Kremlin houdt zich gedeisd in EU-Gazprom conflict (en)

Met dank overgenomen van EUobserver (EUOBSERVER) i, gepubliceerd op vrijdag 7 september 2012, 9:44.
Auteur: Andrew Rettman

BRUSSELS - The Kremlin has started putting pressure on the EU i for a friendly "settlement" on Gazprom one day after the European Commission said the affair is a purely commercial matter.

Speaking in an interview with the Wall Street Journal on Thursday (8 September), Russia's EU ambassador, Vladimir Chizhov said: "We always favour negotiated solutions because nobody wants a gas war."

He added that if Gazprom "reaches some kind of agreement, be it with the commission, or be it with member states, or be it with European energy companies ... I would only welcome it."

Echoing Gazprom's press statement earlier in the week, which indicated that the firm is too big a deal for EU officials to handle because it is a "strategic organisation, administered by the [Russian] government," Chizhov poked fun at Brussels' regulatory ambitions: "The European Commission can look into anything it wants: whether there is life on Mars or whether there are some irregularities in Google or Gazprom or Microsoft."

He also described the anti-trust probe as an "irritant" in the EU-Russia "strategic partnership."

For his part, Russian President Vladimir Putin i's spokesman, Dmitry Peskov, also on Thursday told Reuters at a conference in Vladivostock: "There is no talk about retaliation measures. Gazprom has in the course of many decades proven its reliability as natural gas supplier and is in fact a guarantor of the energy security in Europe."

The assurances on gas wars highlight Russia's track record of using Gazprom to settle political disputes with neighbours.

The Kremlin in 2009 cut off gas to Ukraine in a price war designed to undermine its Orange Revolution leaders, causing blackouts in EU countries, such as Bulgaria, which depend on gas transit through Ukraine.

In contrast to Peskov's line, commission President Jose Manuel Barroso i at the time described Russia as a banana republic.

"I've been involved in mediation processes since I was young, including in African matters. It's the first time I saw agreements that were systematically not respected ...Gas coming from Russia is not secure," he said.

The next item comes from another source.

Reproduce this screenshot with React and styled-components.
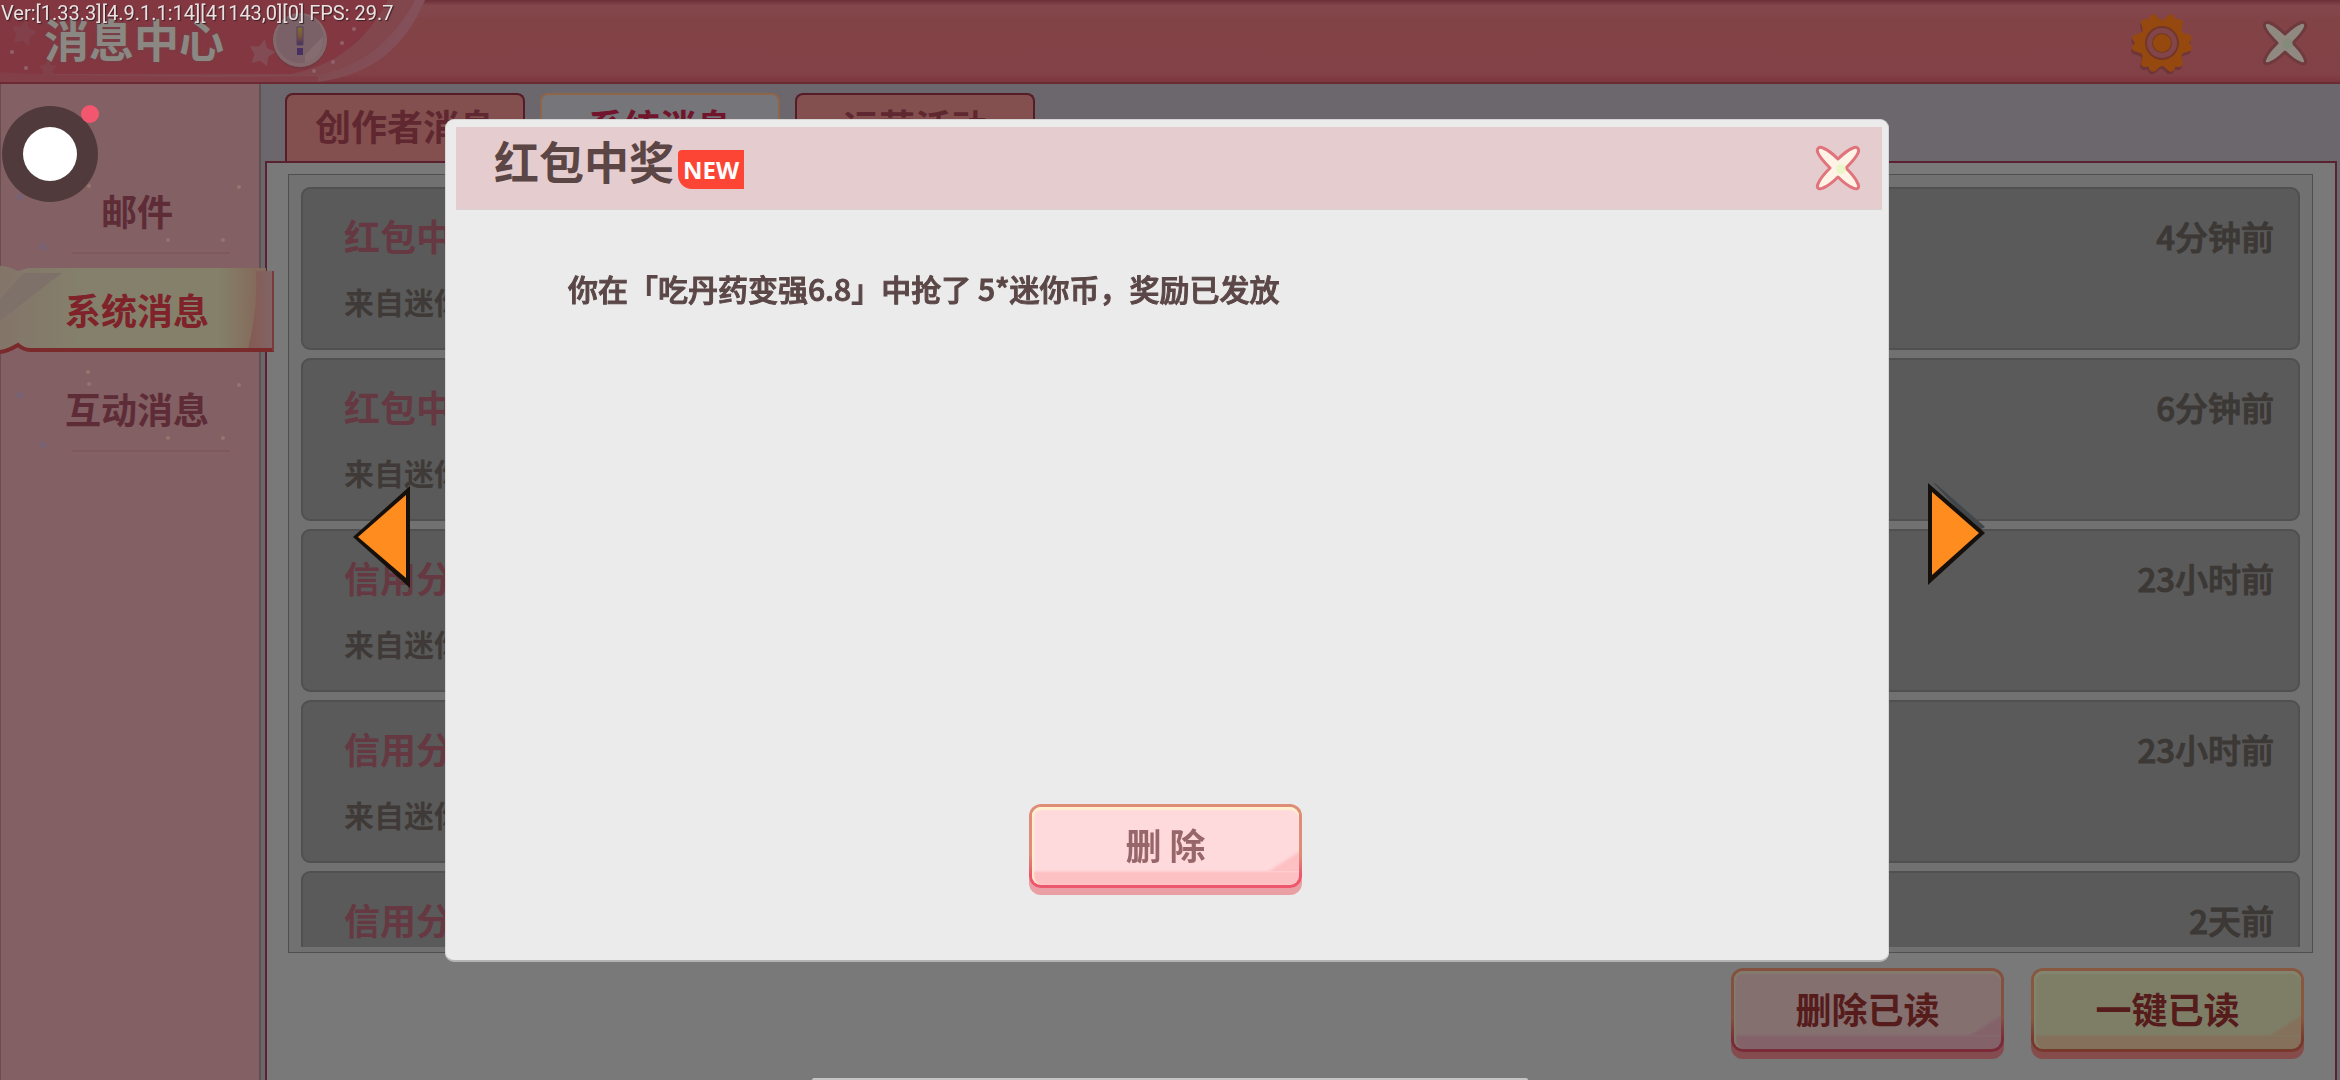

The commission probe, which could end in a 10 percent fine of Gazprom's income in eight EU countries, saw its shares drop by almost 2 percent this week.

It is the latest in a line of blows to the country's energy champion.

Gazprom last week said it has to stop development of the Shtokman gas field in the Barents Sea due to high costs.

On Thursday, it said it has to refund European customers €1.9 billion for the first quarter of this year because of unduly high prices in long term contracts.

Its first quarter profits are down 24 percent year-on-year and its shares are trading at over 60 percent less than in 2008 due to lower demand and global diversification into shale gas and liquid gas.

The Kremlin's use of the firm as a political instrument has also cost it dearly.

Gazprom lost billions in the 2009 war with Ukraine. Its investment in underwater pipelines - Nord Stream and South Stream - designed to maintain its Cold-War-era sphere of influence in eastern Europe overlooks cheaper land-based options. It also hemorrhages money in discounts aimed at keeping Belarus dictator Alexander Lukashenko on side.

Meanwhile, amid Chizhov's gentle mockery of EU probes into "life on Mars," EU officials and diplomats are themselves indulging in a bit of schadenfreude.

One email doing the rounds in EU institutions makes fun of a tune by Vladimir Tumayev, the head of Gazprom subsidiary Spetsgazavtotrans.

"Let's drink to you. Let's drink to us. Let's drink to all the Russian gas ... That it never comes to an end," the cheesy song goes.